## [TO BE DONE]
Omit every picture and return the rest of the data unaltered.

--- DATA LINES ---

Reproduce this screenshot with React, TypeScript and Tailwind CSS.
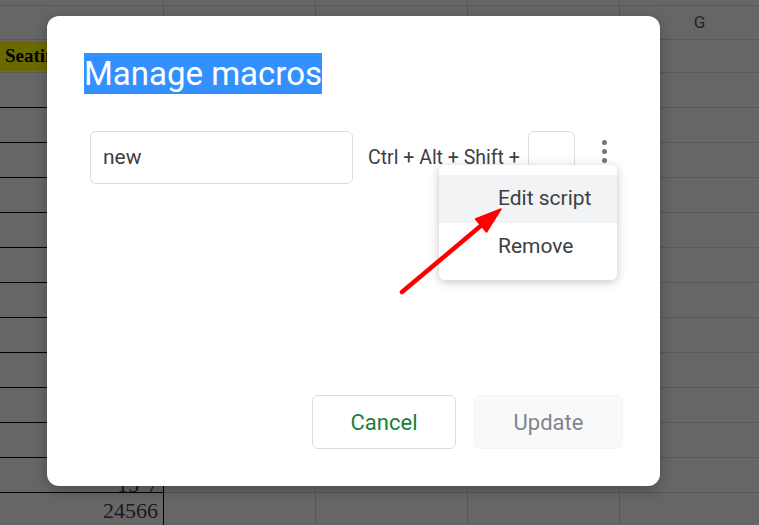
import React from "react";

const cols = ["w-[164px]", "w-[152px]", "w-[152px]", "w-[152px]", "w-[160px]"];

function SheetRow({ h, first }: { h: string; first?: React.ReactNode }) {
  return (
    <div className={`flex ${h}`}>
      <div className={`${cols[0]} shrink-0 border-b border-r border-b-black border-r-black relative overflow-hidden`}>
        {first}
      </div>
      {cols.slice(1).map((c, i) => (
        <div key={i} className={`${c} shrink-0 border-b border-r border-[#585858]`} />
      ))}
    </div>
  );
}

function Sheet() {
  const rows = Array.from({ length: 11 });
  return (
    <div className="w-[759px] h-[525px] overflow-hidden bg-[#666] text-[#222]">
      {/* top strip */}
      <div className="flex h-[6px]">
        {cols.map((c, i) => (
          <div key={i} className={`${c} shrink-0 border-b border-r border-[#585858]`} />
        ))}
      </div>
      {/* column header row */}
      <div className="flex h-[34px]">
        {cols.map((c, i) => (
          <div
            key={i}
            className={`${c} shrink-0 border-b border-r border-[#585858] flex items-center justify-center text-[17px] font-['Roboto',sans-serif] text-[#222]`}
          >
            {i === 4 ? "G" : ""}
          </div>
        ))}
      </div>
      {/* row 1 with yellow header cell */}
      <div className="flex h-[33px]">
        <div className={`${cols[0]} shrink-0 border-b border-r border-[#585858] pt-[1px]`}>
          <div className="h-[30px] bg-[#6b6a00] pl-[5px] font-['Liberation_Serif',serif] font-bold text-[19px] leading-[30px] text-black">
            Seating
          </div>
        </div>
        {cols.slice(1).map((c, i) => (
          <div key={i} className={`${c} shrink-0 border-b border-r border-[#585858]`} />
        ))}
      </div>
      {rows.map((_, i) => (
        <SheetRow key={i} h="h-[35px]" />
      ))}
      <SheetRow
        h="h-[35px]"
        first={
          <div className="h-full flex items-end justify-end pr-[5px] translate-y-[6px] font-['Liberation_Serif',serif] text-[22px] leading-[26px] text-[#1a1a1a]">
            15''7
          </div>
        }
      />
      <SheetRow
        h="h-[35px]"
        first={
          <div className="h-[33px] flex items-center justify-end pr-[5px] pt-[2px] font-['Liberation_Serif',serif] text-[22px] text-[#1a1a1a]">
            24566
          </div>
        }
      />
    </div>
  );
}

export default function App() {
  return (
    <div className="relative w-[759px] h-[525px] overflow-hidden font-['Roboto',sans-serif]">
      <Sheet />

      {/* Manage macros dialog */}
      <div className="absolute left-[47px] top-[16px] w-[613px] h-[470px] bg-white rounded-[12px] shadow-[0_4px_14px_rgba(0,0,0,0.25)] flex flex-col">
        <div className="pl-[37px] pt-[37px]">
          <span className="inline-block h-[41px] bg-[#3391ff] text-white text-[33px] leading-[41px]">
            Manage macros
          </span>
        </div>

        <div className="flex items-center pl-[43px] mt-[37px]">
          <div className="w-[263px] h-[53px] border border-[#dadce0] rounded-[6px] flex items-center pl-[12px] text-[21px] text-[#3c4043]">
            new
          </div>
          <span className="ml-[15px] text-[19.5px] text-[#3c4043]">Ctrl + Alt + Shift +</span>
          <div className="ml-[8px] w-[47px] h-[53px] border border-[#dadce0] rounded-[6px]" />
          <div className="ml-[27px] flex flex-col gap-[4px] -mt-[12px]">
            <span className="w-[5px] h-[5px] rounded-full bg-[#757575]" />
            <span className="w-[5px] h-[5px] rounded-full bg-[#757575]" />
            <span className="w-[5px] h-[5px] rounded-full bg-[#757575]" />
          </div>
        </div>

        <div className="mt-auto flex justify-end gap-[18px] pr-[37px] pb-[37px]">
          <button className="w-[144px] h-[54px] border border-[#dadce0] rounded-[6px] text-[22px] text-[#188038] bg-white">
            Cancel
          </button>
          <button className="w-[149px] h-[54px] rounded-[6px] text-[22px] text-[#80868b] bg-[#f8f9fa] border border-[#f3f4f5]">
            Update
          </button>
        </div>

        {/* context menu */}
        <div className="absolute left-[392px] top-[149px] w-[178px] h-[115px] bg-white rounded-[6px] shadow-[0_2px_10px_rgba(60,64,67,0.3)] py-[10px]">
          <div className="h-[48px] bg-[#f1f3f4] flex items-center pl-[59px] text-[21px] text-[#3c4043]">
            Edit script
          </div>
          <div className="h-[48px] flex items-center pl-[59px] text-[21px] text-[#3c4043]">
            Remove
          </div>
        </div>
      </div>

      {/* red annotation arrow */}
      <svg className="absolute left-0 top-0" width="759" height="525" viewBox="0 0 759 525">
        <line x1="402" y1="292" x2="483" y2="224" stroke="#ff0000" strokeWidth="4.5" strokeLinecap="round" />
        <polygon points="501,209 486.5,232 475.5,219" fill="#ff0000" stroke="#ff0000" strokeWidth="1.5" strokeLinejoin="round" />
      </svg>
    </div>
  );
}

---

## [ANSWER]
Reproduce this screenshot with React, TypeScript and Tailwind CSS.
import React from "react";

const cols = ["w-[164px]", "w-[152px]", "w-[152px]", "w-[152px]", "w-[160px]"];

function SheetRow({ h, first }: { h: string; first?: React.ReactNode }) {
  return (
    <div className={`flex ${h}`}>
      <div className={`${cols[0]} shrink-0 border-b border-r border-b-black border-r-black relative overflow-hidden`}>
        {first}
      </div>
      {cols.slice(1).map((c, i) => (
        <div key={i} className={`${c} shrink-0 border-b border-r border-[#585858]`} />
      ))}
    </div>
  );
}

function Sheet() {
  const rows = Array.from({ length: 11 });
  return (
    <div className="w-[759px] h-[525px] overflow-hidden bg-[#666] text-[#222]">
      {/* top strip */}
      <div className="flex h-[6px]">
        {cols.map((c, i) => (
          <div key={i} className={`${c} shrink-0 border-b border-r border-[#585858]`} />
        ))}
      </div>
      {/* column header row */}
      <div className="flex h-[34px]">
        {cols.map((c, i) => (
          <div
            key={i}
            className={`${c} shrink-0 border-b border-r border-[#585858] flex items-center justify-center text-[17px] font-['Roboto',sans-serif] text-[#222]`}
          >
            {i === 4 ? "G" : ""}
          </div>
        ))}
      </div>
      {/* row 1 with yellow header cell */}
      <div className="flex h-[33px]">
        <div className={`${cols[0]} shrink-0 border-b border-r border-[#585858] pt-[1px]`}>
          <div className="h-[30px] bg-[#6b6a00] pl-[5px] font-['Liberation_Serif',serif] font-bold text-[19px] leading-[30px] text-black">
            Seating
          </div>
        </div>
        {cols.slice(1).map((c, i) => (
          <div key={i} className={`${c} shrink-0 border-b border-r border-[#585858]`} />
        ))}
      </div>
      {rows.map((_, i) => (
        <SheetRow key={i} h="h-[35px]" />
      ))}
      <SheetRow
        h="h-[35px]"
        first={
          <div className="h-full flex items-end justify-end pr-[5px] translate-y-[6px] font-['Liberation_Serif',serif] text-[22px] leading-[26px] text-[#1a1a1a]">
            15''7
          </div>
        }
      />
      <SheetRow
        h="h-[35px]"
        first={
          <div className="h-[33px] flex items-center justify-end pr-[5px] pt-[2px] font-['Liberation_Serif',serif] text-[22px] text-[#1a1a1a]">
            24566
          </div>
        }
      />
    </div>
  );
}

export default function App() {
  return (
    <div className="relative w-[759px] h-[525px] overflow-hidden font-['Roboto',sans-serif]">
      <Sheet />

      {/* Manage macros dialog */}
      <div className="absolute left-[47px] top-[16px] w-[613px] h-[470px] bg-white rounded-[12px] shadow-[0_4px_14px_rgba(0,0,0,0.25)] flex flex-col">
        <div className="pl-[37px] pt-[37px]">
          <span className="inline-block h-[41px] bg-[#3391ff] text-white text-[33px] leading-[41px]">
            Manage macros
          </span>
        </div>

        <div className="flex items-center pl-[43px] mt-[37px]">
          <div className="w-[263px] h-[53px] border border-[#dadce0] rounded-[6px] flex items-center pl-[12px] text-[21px] text-[#3c4043]">
            new
          </div>
          <span className="ml-[15px] text-[19.5px] text-[#3c4043]">Ctrl + Alt + Shift +</span>
          <div className="ml-[8px] w-[47px] h-[53px] border border-[#dadce0] rounded-[6px]" />
          <div className="ml-[27px] flex flex-col gap-[4px] -mt-[12px]">
            <span className="w-[5px] h-[5px] rounded-full bg-[#757575]" />
            <span className="w-[5px] h-[5px] rounded-full bg-[#757575]" />
            <span className="w-[5px] h-[5px] rounded-full bg-[#757575]" />
          </div>
        </div>

        <div className="mt-auto flex justify-end gap-[18px] pr-[37px] pb-[37px]">
          <button className="w-[144px] h-[54px] border border-[#dadce0] rounded-[6px] text-[22px] text-[#188038] bg-white">
            Cancel
          </button>
          <button className="w-[149px] h-[54px] rounded-[6px] text-[22px] text-[#80868b] bg-[#f8f9fa] border border-[#f3f4f5]">
            Update
          </button>
        </div>

        {/* context menu */}
        <div className="absolute left-[392px] top-[149px] w-[178px] h-[115px] bg-white rounded-[6px] shadow-[0_2px_10px_rgba(60,64,67,0.3)] py-[10px]">
          <div className="h-[48px] bg-[#f1f3f4] flex items-center pl-[59px] text-[21px] text-[#3c4043]">
            Edit script
          </div>
          <div className="h-[48px] flex items-center pl-[59px] text-[21px] text-[#3c4043]">
            Remove
          </div>
        </div>
      </div>

      {/* red annotation arrow */}
      <svg className="absolute left-0 top-0" width="759" height="525" viewBox="0 0 759 525">
        <line x1="402" y1="292" x2="483" y2="224" stroke="#ff0000" strokeWidth="4.5" strokeLinecap="round" />
        <polygon points="501,209 486.5,232 475.5,219" fill="#ff0000" stroke="#ff0000" strokeWidth="1.5" strokeLinejoin="round" />
      </svg>
    </div>
  );
}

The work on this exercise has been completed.